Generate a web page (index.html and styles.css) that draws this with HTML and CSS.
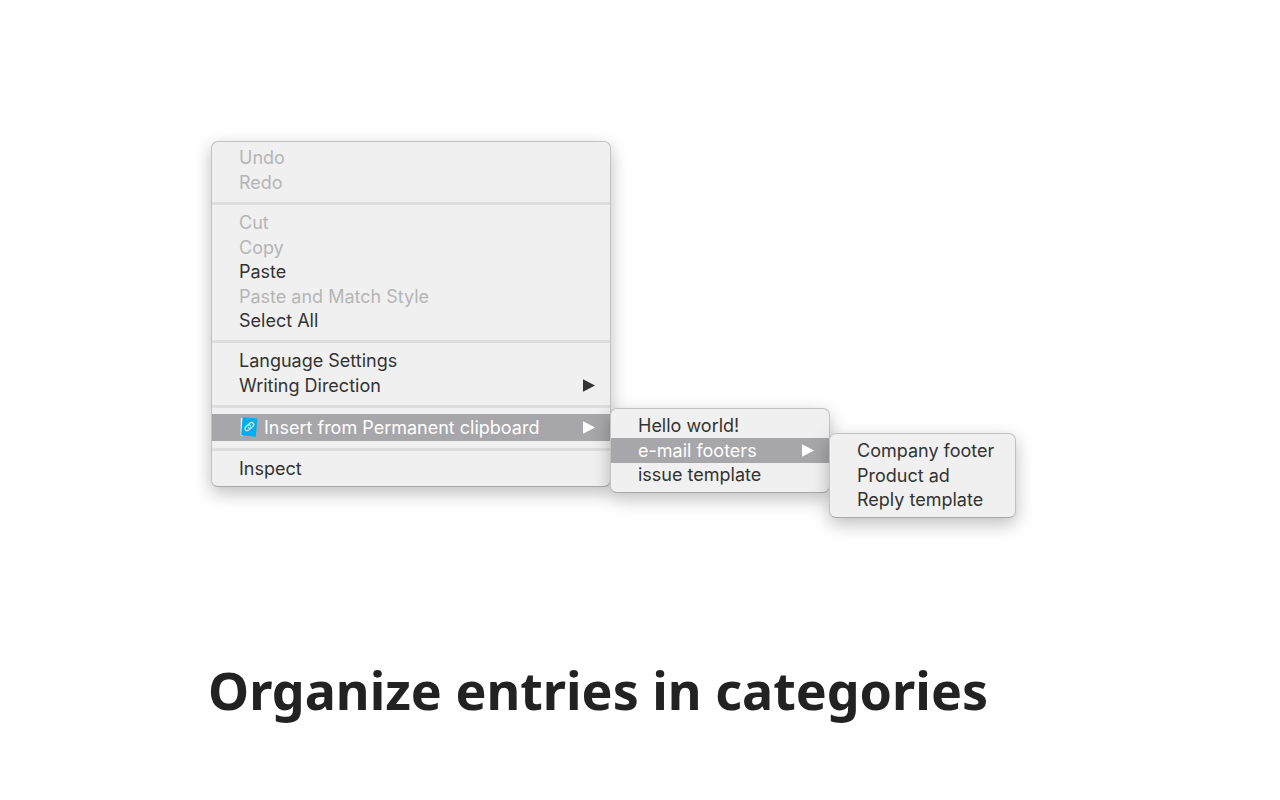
FILE: index.html
```
<!DOCTYPE html>
<html lang="en">
<head>
<meta charset="utf-8">
<title>Permanent clipboard</title>
<link rel="stylesheet" href="styles.css">
</head>
<body>
<main class="slide">
  <ul class="menu menu-main">
    <li>
      <ul class="group">
        <li class="row"><button class="item" disabled>Undo</button></li>
        <li class="row"><button class="item" disabled>Redo</button></li>
      </ul>
    </li>
    <li class="separator"></li>
    <li>
      <ul class="group">
        <li class="row"><button class="item" disabled>Cut</button></li>
        <li class="row"><button class="item" disabled>Copy</button></li>
        <li class="row"><button class="item">Paste</button></li>
        <li class="row"><button class="item" disabled>Paste and Match Style</button></li>
        <li class="row"><button class="item">Select All</button></li>
      </ul>
    </li>
    <li class="separator"></li>
    <li>
      <ul class="group">
        <li class="row"><button class="item">Language Settings</button></li>
        <li class="row"><button class="item">Writing Direction
          <svg class="arrow" viewBox="0 0 12 13" aria-hidden="true"><path d="M0 0.3 12 6.5 0 12.7z"/></svg></button></li>
      </ul>
    </li>
    <li class="separator"></li>
    <li class="row row-extension">
      <button class="item item-active">
        <svg class="book" viewBox="0 0 18 20" aria-hidden="true">
          <path d="M0.8 1.2 3 0.6 3 19.4 0.6 18.6z" fill="#e4eef2"/>
          <path d="M2.6 0.2 17.4 1.6 15.8 19.8 1.2 18.2z" fill="#00aeef"/>
          <g transform="rotate(-42 9.4 9.6)" fill="none" stroke="#c9edfb" stroke-width="1.3" stroke-linecap="round">
            <path d="M8.3 11.8H6.6a2.2 2.2 0 0 1 0-4.4h2.2a2.2 2.2 0 0 1 2 2.4"/>
            <path d="M10.5 7.4h1.7a2.2 2.2 0 0 1 0 4.4H10a2.2 2.2 0 0 1-2-2.4"/>
          </g>
        </svg>
        Insert from Permanent clipboard
        <svg class="arrow" viewBox="0 0 12 13" aria-hidden="true"><path d="M0 0.3 12 6.5 0 12.7z"/></svg>
      </button>
      <ul class="menu submenu submenu-entries">
        <li class="row"><button class="item">Hello world!</button></li>
        <li class="row">
          <button class="item item-active">e-mail footers
            <svg class="arrow" viewBox="0 0 12 13" aria-hidden="true"><path d="M0 0.3 12 6.5 0 12.7z"/></svg></button>
          <ul class="menu submenu submenu-footers">
            <li class="row"><button class="item">Company footer</button></li>
            <li class="row"><button class="item">Product ad</button></li>
            <li class="row"><button class="item">Reply template</button></li>
          </ul>
        </li>
        <li class="row"><button class="item">issue template</button></li>
      </ul>
    </li>
    <li class="separator"></li>
    <li class="row"><button class="item">Inspect</button></li>
  </ul>
  <h1 class="caption">Organize entries in categories</h1>
</main>
</body>
</html>
```
FILE: styles.css
```
* {
  box-sizing: border-box;
}

body {
  margin: 0;
  background: #fff;
  color: #333;
  font-family: Inter, "Liberation Sans", sans-serif;
}

.slide {
  display: flex;
  flex-direction: column;
  align-items: flex-start;
  gap: 168px;
  padding: 141px 0 72px 211px;
}

.menu,
.group {
  margin: 0;
  padding: 0;
  list-style: none;
}

.menu {
  padding: 5px 0;
  border: 1px solid #c2c2c2;
  border-bottom-color: #a8a8a8;
  border-radius: 7px;
  background: #f0f0f0;
  box-shadow: 0 6px 18px rgba(0, 0, 0, 0.26);
}

.menu-main {
  min-width: 400px;
  padding-top: 4px;
}

.row {
  position: relative;
  display: flex;
  height: 24px;
}

.row:nth-child(even) {
  height: 25px;
}

.row.row-extension {
  height: 27px;
}

.separator {
  height: 3px;
  margin: 7px 0 6px;
  background: #dedede;
}

.item {
  display: flex;
  flex: 1;
  align-items: center;
  padding: 0 15px 0 27px;
  border: 0;
  background: none;
  color: #333;
  font: inherit;
  font-size: 18px;
  line-height: 24px;
  white-space: nowrap;
}

.item:disabled {
  color: #b5b5b5;
}

.item-active {
  background: #a7a6ab;
  color: #fff;
}

.arrow {
  width: 12px;
  height: 13px;
  margin-left: auto;
  fill: currentColor;
}

.book {
  width: 18px;
  height: 20px;
  margin: 0 6px 2px 1px;
}

.submenu {
  position: absolute;
  top: -6px;
  left: 100%;
  z-index: 1;
}

.submenu-entries {
  min-width: 220px;
}

.submenu-footers {
  top: -5px;
  min-width: 187px;
}

.caption {
  margin: 0 0 0 -3px;
  color: #222;
  font-family: "Noto Sans", "Open Sans", sans-serif;
  font-size: 52px;
  font-weight: 700;
  line-height: 70px;
}
```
-*-
Make an exact copy of the data above, pictures excluded.

Generate a web page (index.html and styles.css) that draws this with HTML and CSS.
FILE: index.html
```
<!DOCTYPE html>
<html lang="en">
<head>
<meta charset="utf-8">
<title>Permanent clipboard</title>
<link rel="stylesheet" href="styles.css">
</head>
<body>
<main class="slide">
  <ul class="menu menu-main">
    <li>
      <ul class="group">
        <li class="row"><button class="item" disabled>Undo</button></li>
        <li class="row"><button class="item" disabled>Redo</button></li>
      </ul>
    </li>
    <li class="separator"></li>
    <li>
      <ul class="group">
        <li class="row"><button class="item" disabled>Cut</button></li>
        <li class="row"><button class="item" disabled>Copy</button></li>
        <li class="row"><button class="item">Paste</button></li>
        <li class="row"><button class="item" disabled>Paste and Match Style</button></li>
        <li class="row"><button class="item">Select All</button></li>
      </ul>
    </li>
    <li class="separator"></li>
    <li>
      <ul class="group">
        <li class="row"><button class="item">Language Settings</button></li>
        <li class="row"><button class="item">Writing Direction
          <svg class="arrow" viewBox="0 0 12 13" aria-hidden="true"><path d="M0 0.3 12 6.5 0 12.7z"/></svg></button></li>
      </ul>
    </li>
    <li class="separator"></li>
    <li class="row row-extension">
      <button class="item item-active">
        <svg class="book" viewBox="0 0 18 20" aria-hidden="true">
          <path d="M0.8 1.2 3 0.6 3 19.4 0.6 18.6z" fill="#e4eef2"/>
          <path d="M2.6 0.2 17.4 1.6 15.8 19.8 1.2 18.2z" fill="#00aeef"/>
          <g transform="rotate(-42 9.4 9.6)" fill="none" stroke="#c9edfb" stroke-width="1.3" stroke-linecap="round">
            <path d="M8.3 11.8H6.6a2.2 2.2 0 0 1 0-4.4h2.2a2.2 2.2 0 0 1 2 2.4"/>
            <path d="M10.5 7.4h1.7a2.2 2.2 0 0 1 0 4.4H10a2.2 2.2 0 0 1-2-2.4"/>
          </g>
        </svg>
        Insert from Permanent clipboard
        <svg class="arrow" viewBox="0 0 12 13" aria-hidden="true"><path d="M0 0.3 12 6.5 0 12.7z"/></svg>
      </button>
      <ul class="menu submenu submenu-entries">
        <li class="row"><button class="item">Hello world!</button></li>
        <li class="row">
          <button class="item item-active">e-mail footers
            <svg class="arrow" viewBox="0 0 12 13" aria-hidden="true"><path d="M0 0.3 12 6.5 0 12.7z"/></svg></button>
          <ul class="menu submenu submenu-footers">
            <li class="row"><button class="item">Company footer</button></li>
            <li class="row"><button class="item">Product ad</button></li>
            <li class="row"><button class="item">Reply template</button></li>
          </ul>
        </li>
        <li class="row"><button class="item">issue template</button></li>
      </ul>
    </li>
    <li class="separator"></li>
    <li class="row"><button class="item">Inspect</button></li>
  </ul>
  <h1 class="caption">Organize entries in categories</h1>
</main>
</body>
</html>
```
FILE: styles.css
```
* {
  box-sizing: border-box;
}

body {
  margin: 0;
  background: #fff;
  color: #333;
  font-family: Inter, "Liberation Sans", sans-serif;
}

.slide {
  display: flex;
  flex-direction: column;
  align-items: flex-start;
  gap: 168px;
  padding: 141px 0 72px 211px;
}

.menu,
.group {
  margin: 0;
  padding: 0;
  list-style: none;
}

.menu {
  padding: 5px 0;
  border: 1px solid #c2c2c2;
  border-bottom-color: #a8a8a8;
  border-radius: 7px;
  background: #f0f0f0;
  box-shadow: 0 6px 18px rgba(0, 0, 0, 0.26);
}

.menu-main {
  min-width: 400px;
  padding-top: 4px;
}

.row {
  position: relative;
  display: flex;
  height: 24px;
}

.row:nth-child(even) {
  height: 25px;
}

.row.row-extension {
  height: 27px;
}

.separator {
  height: 3px;
  margin: 7px 0 6px;
  background: #dedede;
}

.item {
  display: flex;
  flex: 1;
  align-items: center;
  padding: 0 15px 0 27px;
  border: 0;
  background: none;
  color: #333;
  font: inherit;
  font-size: 18px;
  line-height: 24px;
  white-space: nowrap;
}

.item:disabled {
  color: #b5b5b5;
}

.item-active {
  background: #a7a6ab;
  color: #fff;
}

.arrow {
  width: 12px;
  height: 13px;
  margin-left: auto;
  fill: currentColor;
}

.book {
  width: 18px;
  height: 20px;
  margin: 0 6px 2px 1px;
}

.submenu {
  position: absolute;
  top: -6px;
  left: 100%;
  z-index: 1;
}

.submenu-entries {
  min-width: 220px;
}

.submenu-footers {
  top: -5px;
  min-width: 187px;
}

.caption {
  margin: 0 0 0 -3px;
  color: #222;
  font-family: "Noto Sans", "Open Sans", sans-serif;
  font-size: 52px;
  font-weight: 700;
  line-height: 70px;
}
```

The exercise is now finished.